Dr. Chally: It’s a multifaceted decision, and it’s really important that the individual make their case as to why they should be supported

UNF hiring and retention of Faculty

Questioner: Anonymous

Question posed to Pamela Chally, Interim Provost and VP of Academic Affairs

Student success requires that UNF hire and retain the best faculty. Yet, according to studies conducted by the National Education Association, over the past decade, faculty salaries at UNF have been at, or near, the bottom of all 11 schools within the state university system. In 2018, the average salaries of faculty at all ranks were at, or near, the bottom of the state university system. In order for UNF to hire and retain the best faculty, what plans does the administration have to increase faculty salaries in 2019-20?

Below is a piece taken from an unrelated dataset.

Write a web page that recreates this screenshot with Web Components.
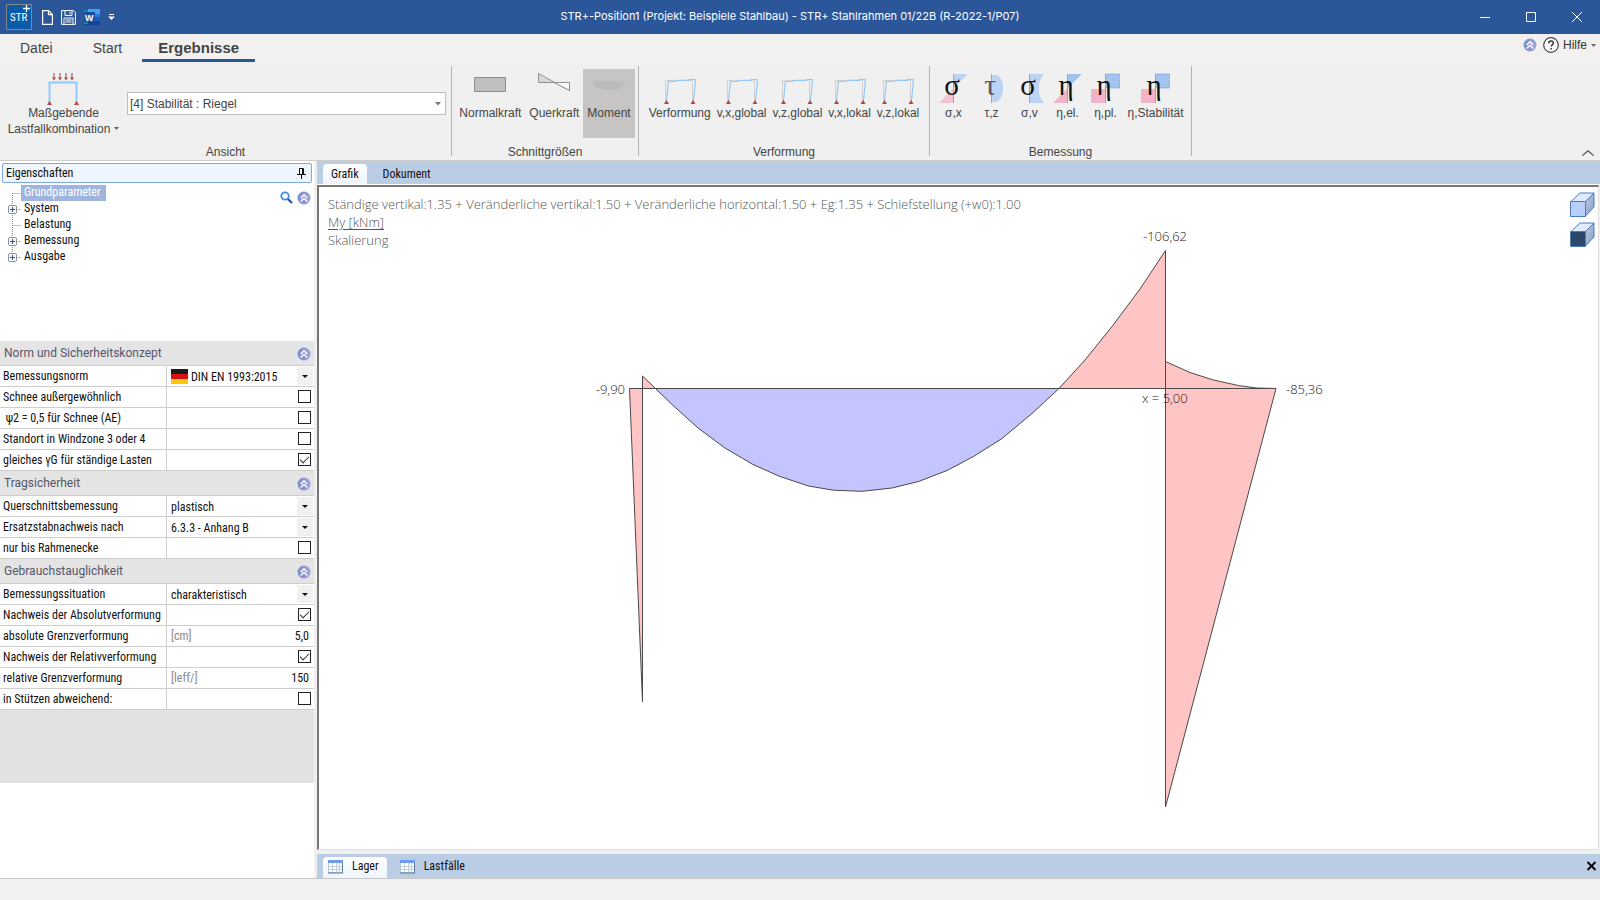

Question Answered by Pamela Chally, Interim Provost and VP of Academic Affairs

Obviously, David already answered that question from the Faculty Association perspective. A couple things I’d like to say: I wish all of you had higher salaries. I know you wish that also. We really have not received any new sources of money for the last 10 years, and that’s difficult. It’s really, really been difficult. But despite that, last year and the year before, small raises, 2%, were available and that was the same average of raises across the United States. I want to say one other thing about this. It’s a two- way street in terms of being able to negotiate raises, and I really look forward to working with Kally and Bess at UFF in a new, hopefully very, very collaborative relationship, so we can make increasing progress in that area. I know it’s a need.